## start RECORDED DATA
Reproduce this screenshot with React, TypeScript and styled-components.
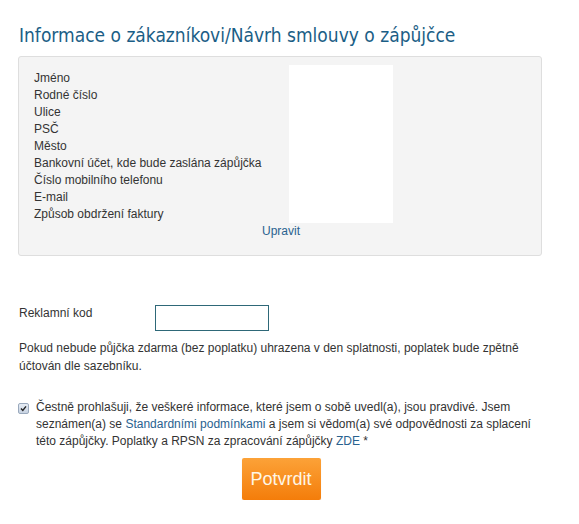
import styled, { createGlobalStyle } from "styled-components";

const GlobalStyle = createGlobalStyle`
  body {
    margin: 0;
    background: #ffffff;
    font-family: "Liberation Sans", Arial, sans-serif;
    color: #333333;
  }
`;

const Page = styled.div`
  width: 579px;
  padding: 22px 37px 0 18px;
  box-sizing: border-box;
`;

const Title = styled.h1`
  margin: 0 0 8px 1px;
  font-family: "DejaVu Sans Condensed", "Liberation Sans Narrow", sans-serif;
  font-weight: normal;
  font-size: 19px;
  line-height: 26px;
  color: #1b5e86;
`;

const Panel = styled.div`
  background: #f4f4f4;
  border: 1px solid #dedede;
  border-radius: 3px;
  padding: 8px 0 0 15px;
  height: 200px;
  box-sizing: border-box;
`;

const InfoGrid = styled.div`
  display: grid;
  grid-template-columns: 255px 104px;
  align-items: start;
`;

const LabelList = styled.div`
  padding-top: 5px;
  display: flex;
  flex-direction: column;
`;

const Label = styled.span`
  font-size: 12px;
  line-height: 17px;
`;

const ValueBox = styled.div`
  background: #ffffff;
  height: 158px;
`;

const EditLink = styled.a`
  display: block;
  width: 524px;
  margin-left: -15px;
  text-align: center;
  font-size: 12px;
  line-height: 16px;
  color: #29628f;
  text-decoration: none;
`;

const PromoRow = styled.div`
  display: flex;
  align-items: flex-start;
  margin-top: 49px;
  padding-left: 1px;
`;

const PromoLabel = styled.span`
  width: 136px;
  font-size: 12px;
  line-height: 16px;
`;

const PromoInput = styled.input`
  width: 114px;
  height: 26px;
  box-sizing: border-box;
  border: 1px solid #2e6878;
  background: #ffffff;
  outline: none;
`;

const Note = styled.p`
  margin: 8px 0 0 1px;
  font-size: 12px;
  line-height: 18px;
`;

const ConsentRow = styled.div`
  display: flex;
  align-items: flex-start;
  gap: 7px;
  margin-top: 24px;
`;

const Check = styled.span`
  flex: none;
  width: 9px;
  height: 9px;
  margin-top: 4px;
  border: 1px solid #9aa9bd;
  border-radius: 2px;
  background: linear-gradient(#e6ecf4, #c8d3e2);
  display: flex;
  align-items: center;
  justify-content: center;
`;

const ConsentText = styled.p`
  margin: 0;
  font-size: 12px;
  line-height: 17px;
`;

const Link = styled.a`
  color: #29628f;
  text-decoration: none;
`;

const ButtonRow = styled.div`
  display: flex;
  justify-content: center;
  padding-left: 2px;
  margin-top: 8px;
`;

const Submit = styled.button`
  width: 79px;
  height: 42px;
  border: none;
  border-radius: 2px;
  background: linear-gradient(#fca238, #f47d0a);
  color: #fff6e6;
  font-family: "Liberation Sans", Arial, sans-serif;
  font-size: 18px;
  padding: 0;
  box-shadow: 0 1px 1px rgba(0, 0, 0, 0.15);
`;

const labels = [
  "Jméno",
  "Rodné číslo",
  "Ulice",
  "PSČ",
  "Město",
  "Bankovní účet, kde bude zaslána zápůjčka",
  "Číslo mobilního telefonu",
  "E-mail",
  "Způsob obdržení faktury",
];

export default function App() {
  return (
    <Page>
      <GlobalStyle />
      <Title>Informace o zákazníkovi/Návrh smlouvy o zápůjčce</Title>
      <Panel>
        <InfoGrid>
          <LabelList>
            {labels.map((l) => (
              <Label key={l}>{l}</Label>
            ))}
          </LabelList>
          <ValueBox />
        </InfoGrid>
        <EditLink href="#">Upravit</EditLink>
      </Panel>
      <PromoRow>
        <PromoLabel>Reklamní kod</PromoLabel>
        <PromoInput type="text" />
      </PromoRow>
      <Note>
        Pokud nebude půjčka zdarma (bez poplatku) uhrazena v den splatnosti, poplatek bude zpětně
        účtován dle sazebníku.
      </Note>
      <ConsentRow>
        <Check>
          <svg width="7" height="7" viewBox="0 0 7 7">
            <path d="M1 3.6 L2.8 5.4 L6 1.4" fill="none" stroke="#222" strokeWidth="1.4" />
          </svg>
        </Check>
        <ConsentText>
          Čestně prohlašuji, že veškeré informace, které jsem o sobě uvedl(a), jsou pravdivé. Jsem
          seznámen(a) se <Link href="#">Standardními podmínkami</Link> a jsem si vědom(a) své
          odpovědnosti za splacení této zápůjčky. Poplatky a RPSN za zpracování zápůjčky{" "}
          <Link href="#">ZDE</Link> *
        </ConsentText>
      </ConsentRow>
      <ButtonRow>
        <Submit>Potvrdit</Submit>
      </ButtonRow>
    </Page>
  );
}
## end RECORDED DATA
Print the listing above in full, exactly as written. Omit any pictures.

Reproduce this screenshot with React, TypeScript and styled-components.
import styled, { createGlobalStyle } from "styled-components";

const GlobalStyle = createGlobalStyle`
  body {
    margin: 0;
    background: #ffffff;
    font-family: "Liberation Sans", Arial, sans-serif;
    color: #333333;
  }
`;

const Page = styled.div`
  width: 579px;
  padding: 22px 37px 0 18px;
  box-sizing: border-box;
`;

const Title = styled.h1`
  margin: 0 0 8px 1px;
  font-family: "DejaVu Sans Condensed", "Liberation Sans Narrow", sans-serif;
  font-weight: normal;
  font-size: 19px;
  line-height: 26px;
  color: #1b5e86;
`;

const Panel = styled.div`
  background: #f4f4f4;
  border: 1px solid #dedede;
  border-radius: 3px;
  padding: 8px 0 0 15px;
  height: 200px;
  box-sizing: border-box;
`;

const InfoGrid = styled.div`
  display: grid;
  grid-template-columns: 255px 104px;
  align-items: start;
`;

const LabelList = styled.div`
  padding-top: 5px;
  display: flex;
  flex-direction: column;
`;

const Label = styled.span`
  font-size: 12px;
  line-height: 17px;
`;

const ValueBox = styled.div`
  background: #ffffff;
  height: 158px;
`;

const EditLink = styled.a`
  display: block;
  width: 524px;
  margin-left: -15px;
  text-align: center;
  font-size: 12px;
  line-height: 16px;
  color: #29628f;
  text-decoration: none;
`;

const PromoRow = styled.div`
  display: flex;
  align-items: flex-start;
  margin-top: 49px;
  padding-left: 1px;
`;

const PromoLabel = styled.span`
  width: 136px;
  font-size: 12px;
  line-height: 16px;
`;

const PromoInput = styled.input`
  width: 114px;
  height: 26px;
  box-sizing: border-box;
  border: 1px solid #2e6878;
  background: #ffffff;
  outline: none;
`;

const Note = styled.p`
  margin: 8px 0 0 1px;
  font-size: 12px;
  line-height: 18px;
`;

const ConsentRow = styled.div`
  display: flex;
  align-items: flex-start;
  gap: 7px;
  margin-top: 24px;
`;

const Check = styled.span`
  flex: none;
  width: 9px;
  height: 9px;
  margin-top: 4px;
  border: 1px solid #9aa9bd;
  border-radius: 2px;
  background: linear-gradient(#e6ecf4, #c8d3e2);
  display: flex;
  align-items: center;
  justify-content: center;
`;

const ConsentText = styled.p`
  margin: 0;
  font-size: 12px;
  line-height: 17px;
`;

const Link = styled.a`
  color: #29628f;
  text-decoration: none;
`;

const ButtonRow = styled.div`
  display: flex;
  justify-content: center;
  padding-left: 2px;
  margin-top: 8px;
`;

const Submit = styled.button`
  width: 79px;
  height: 42px;
  border: none;
  border-radius: 2px;
  background: linear-gradient(#fca238, #f47d0a);
  color: #fff6e6;
  font-family: "Liberation Sans", Arial, sans-serif;
  font-size: 18px;
  padding: 0;
  box-shadow: 0 1px 1px rgba(0, 0, 0, 0.15);
`;

const labels = [
  "Jméno",
  "Rodné číslo",
  "Ulice",
  "PSČ",
  "Město",
  "Bankovní účet, kde bude zaslána zápůjčka",
  "Číslo mobilního telefonu",
  "E-mail",
  "Způsob obdržení faktury",
];

export default function App() {
  return (
    <Page>
      <GlobalStyle />
      <Title>Informace o zákazníkovi/Návrh smlouvy o zápůjčce</Title>
      <Panel>
        <InfoGrid>
          <LabelList>
            {labels.map((l) => (
              <Label key={l}>{l}</Label>
            ))}
          </LabelList>
          <ValueBox />
        </InfoGrid>
        <EditLink href="#">Upravit</EditLink>
      </Panel>
      <PromoRow>
        <PromoLabel>Reklamní kod</PromoLabel>
        <PromoInput type="text" />
      </PromoRow>
      <Note>
        Pokud nebude půjčka zdarma (bez poplatku) uhrazena v den splatnosti, poplatek bude zpětně
        účtován dle sazebníku.
      </Note>
      <ConsentRow>
        <Check>
          <svg width="7" height="7" viewBox="0 0 7 7">
            <path d="M1 3.6 L2.8 5.4 L6 1.4" fill="none" stroke="#222" strokeWidth="1.4" />
          </svg>
        </Check>
        <ConsentText>
          Čestně prohlašuji, že veškeré informace, které jsem o sobě uvedl(a), jsou pravdivé. Jsem
          seznámen(a) se <Link href="#">Standardními podmínkami</Link> a jsem si vědom(a) své
          odpovědnosti za splacení této zápůjčky. Poplatky a RPSN za zpracování zápůjčky{" "}
          <Link href="#">ZDE</Link> *
        </ConsentText>
      </ConsentRow>
      <ButtonRow>
        <Submit>Potvrdit</Submit>
      </ButtonRow>
    </Page>
  );
}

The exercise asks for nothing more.